By Dallas and Collin County Criminal Defense Lawyer Jeremy Rosenthal
So you’ve been arrested and released — and now you get a letter in the mail telling you that you have a court appearance for your criminal case in Collin County, Texas. Now what?
How a Notice to Appear Works — Court Dockets
Let me explain as best as I can… in Collin County (and most everywhere else in Texas), Courts that handle Class B Misdemeanors and above typically have what are called dockets or docket calls. Docket is the way the Courts manage the one, two, or ten thousand cases or that have been filed in their court.
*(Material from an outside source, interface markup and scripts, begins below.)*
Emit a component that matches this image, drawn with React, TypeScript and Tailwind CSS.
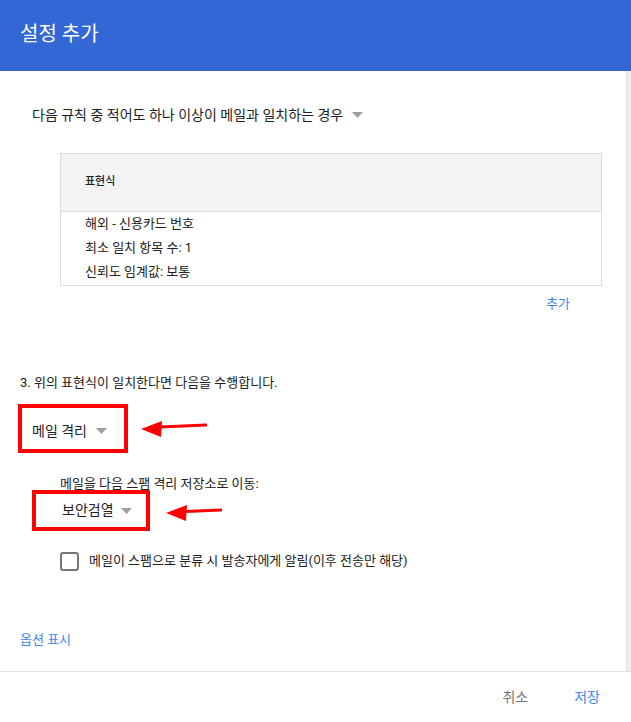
import React from 'react';

const font = "font-['Roboto','Noto_Sans_CJK_KR',sans-serif]";

function Caret() {
  return (
    <svg width="11" height="6" viewBox="0 0 11 6" className="shrink-0">
      <path d="M0 0 L11 0 L5.5 6 Z" fill="#9e9e9e" />
    </svg>
  );
}

function RedArrow({ width, tilt }: { width: number; tilt: number }) {
  return (
    <svg width={width} height="20" viewBox={`0 0 ${width} 20`} className="shrink-0">
      <path d={`M19 ${10 - tilt / 2} L${width - 1} ${10 - tilt}`} stroke="#ff0000" strokeWidth="3" strokeLinecap="round" />
      <path d="M0 10 L21 2 L20 18 Z" fill="#ff0000" />
    </svg>
  );
}

export default function App() {
  return (
    <div className={`w-[631px] h-[722px] bg-white flex flex-col overflow-hidden ${font}`}>
      {/* Header */}
      <div className="h-[71px] shrink-0 bg-[#3367d6] px-5 flex items-center">
        <h1 className="text-white text-[20px] leading-none pb-[3px]">설정 추가</h1>
      </div>

      {/* Body */}
      <div className="flex flex-1 min-h-0">
        <div className="flex-1 flex flex-col text-[#212121]">
          <div className="pt-[34px] pl-8 flex items-center gap-[9px] text-[14px] leading-5">
            <span>다음 규칙 중 적어도 하나 이상이 메일과 일치하는 경우</span>
            <Caret />
          </div>

          <div className="mt-7 ml-[60px] w-[542px] border border-[#dcdcdc]">
            <div className="h-[58px] bg-[#f3f3f3] border-b border-[#dcdcdc] pl-6 flex items-center text-[11px] font-medium">
              표현식
            </div>
            <div className="pl-6 text-[13px] leading-6 pb-[1px]">
              <div>해외 - 신용카드 번호</div>
              <div>최소 일치 항목 수: 1</div>
              <div>신뢰도 임계값: 보통</div>
            </div>
          </div>

          <div className="mt-2 pr-[56px] flex justify-end">
            <span className="text-[#4285f4] text-[13px] leading-5">추가</span>
          </div>

          <div className="mt-[59px] pl-5 text-[13px] leading-5">3. 위의 표현식이 일치한다면 다음을 수행합니다.</div>

          <div className="mt-[11px] ml-[18px] flex items-center gap-[13px]">
            <div className="w-[110px] h-[49px] border-4 border-[#ff0000] pl-[10px] pt-[5px] flex items-center gap-[9px] text-[14px]">
              <span>메일 격리</span>
              <Caret />
            </div>
            <RedArrow width={66} tilt={4} />
          </div>

          <div className="mt-[21px] pl-[60px] text-[13px] leading-5">메일을 다음 스팸 격리 저장소로 이동:</div>

          <div className="-mt-1 ml-8 flex items-center gap-[16px]">
            <div className="w-[118px] h-[41px] border-4 border-[#ff0000] pl-[26px] flex items-center gap-[7px] text-[14px]">
              <span>보안검열</span>
              <Caret />
            </div>
            <div className="pt-[4px]">
              <RedArrow width={56} tilt={3} />
            </div>
          </div>

          <div className="mt-5 pl-[60px] flex items-center gap-[10px] text-[13px] leading-5">
            <div className="w-[19px] h-[19px] border-2 border-[#757575] rounded-[3px]" />
            <span>메일이 스팸으로 분류 시 발송자에게 알림(이후 전송만 해당)</span>
          </div>

          <div className="mt-[59px] pl-5 text-[13px] leading-5 text-[#4285f4]">옵션 표시</div>
        </div>
        <div className="w-[5px] bg-[#ececec] border-l border-[#e3e3e3]" />
      </div>

      {/* Footer */}
      <div className="h-[51px] shrink-0 border-t border-[#e0e0e0] flex items-center justify-end gap-[46px] pr-[31px] text-[14px]">
        <span className="text-[#757575]">취소</span>
        <span className="text-[#4285f4]">저장</span>
      </div>
    </div>
  );
}
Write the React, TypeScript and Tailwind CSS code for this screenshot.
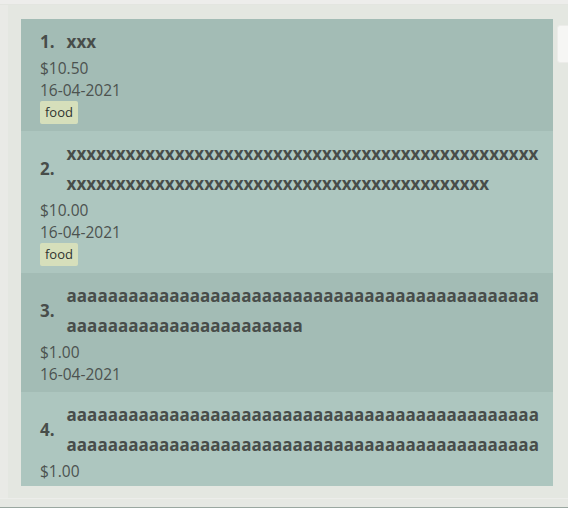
const items = [
    { idx: "1.", name: "xxx", price: "$10.50", date: "16-04-2021", tags: ["food"] },
    { idx: "2.", name: "x".repeat(91), price: "$10.00", date: "16-04-2021", tags: ["food"] },
    { idx: "3.", name: "a".repeat(69), price: "$1.00", date: "16-04-2021", tags: [] },
    { idx: "4.", name: "a".repeat(92), price: "$1.00", date: "16-04-2021", tags: [] },
];

const App = () => {
    return (
        <div className="relative w-[568px] h-[508px] overflow-hidden bg-[#e9eae6] font-['Open_Sans',sans-serif]">
            {/* top strip */}
            <div className="h-[5px] bg-[#ededeb] border-b border-[#e3e5e0]" />

            <div className="ml-[8px] h-[493px] bg-[#e4e7e1] pt-[14px] pl-[13px]">
                <div className="w-[532px] h-[467px] overflow-hidden">
                    {items.map((item, i) => (
                        <div
                            key={i}
                            className={`pl-[19px] pt-[8px] pb-[7px] ${i % 2 === 0 ? "bg-[#a3bcb5]" : "bg-[#adc6bf]"}`}
                        >
                            <div className="flex items-center gap-[12px] text-[17px] font-bold text-[#484d4a] leading-[30px]">
                                <span>{item.idx}</span>
                                <span className="flex-1 min-w-0 break-all pr-[12px]">{item.name}</span>
                            </div>
                            <div className="text-[15.5px] leading-[22px] text-[#4c524f]">{item.price}</div>
                            <div className="text-[15.5px] leading-[22px] text-[#4c524f]">{item.date}</div>
                            {item.tags.length > 0 && (
                                <div className="flex gap-1">
                                    {item.tags.map((t) => (
                                        <span key={t} className="h-[23px] px-[5px] rounded-[2px] bg-[#d6dfbb] text-[13px] leading-[23px] text-[#2f3330]">
                                            {t}
                                        </span>
                                    ))}
                                </div>
                            )}
                        </div>
                    ))}
                </div>
            </div>

            {/* bottom edge */}
            <div className="h-[9px] bg-[#e6e8e3] border-t border-[#ecedea]" />
            <div className="h-px bg-[#9aa7a0]" />

            {/* small panel at right edge */}
            <div className="absolute left-[557px] top-[25px] w-[20px] h-[38px] rounded-[3px] bg-[#f6f6f4] border border-[#ecece9]" />
        </div>
    );
};

export default App;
The Court requests everyone appear on a certain date and this appearance serves two main functions; (1) to make sure that you are honoring your bond terms and conditions; and (2) to make sure your case is moving towards resolution (whether that be a trial, a guilty plea, or a dismissal).
What are You Responsible For?
Showing up. Though every court is different, most courts won’t require you to enter a plea on a first setting or do anything that would require you visiting directly with the Judge. If you do meet with the Judge, it’s likely to be administrative in nature and not ultimately regarding the underlying facts of your case.
Do I need a Lawyer?
Absolutely. If you have been charged with a Class B Misdemeanor or higher — that means your potential punishment is up to 180 days in jail if not more. Just think about how being sentenced to 180 days in the county jail would re-arrange your life! Even though that may seem like an extreme example — the fact is you wouldn’t toy with an illness that could possibly take you completely out-of-commission for 6 months without a doctor — so how is this any different? Plus, I’ve written blog after blog about the dangers of the collateral consequences of criminal charges you may not even think of, the dangers of dealing directly with prosecutors, and other great reasons to get lawyers involved in these cases.
What if You can’t Make it on Your Scheduled Appearance Day?
Some Courts in Dallas and Collin Counties have flexible policies with initial appearances — but never assume a Court will excuse an absence. If you’re not in Court for your appearance a warrant can be issued for your arrest. Ask your lawyer and they can often coordinate your schedule with the Court’s docket.
*Jeremy F. Rosenthal is an attorney licensed to practice in the State of Texas. Nothing in this article is intended to be legal advice. For legal advice, you should consult an attorney directly about any specific set of circumstances.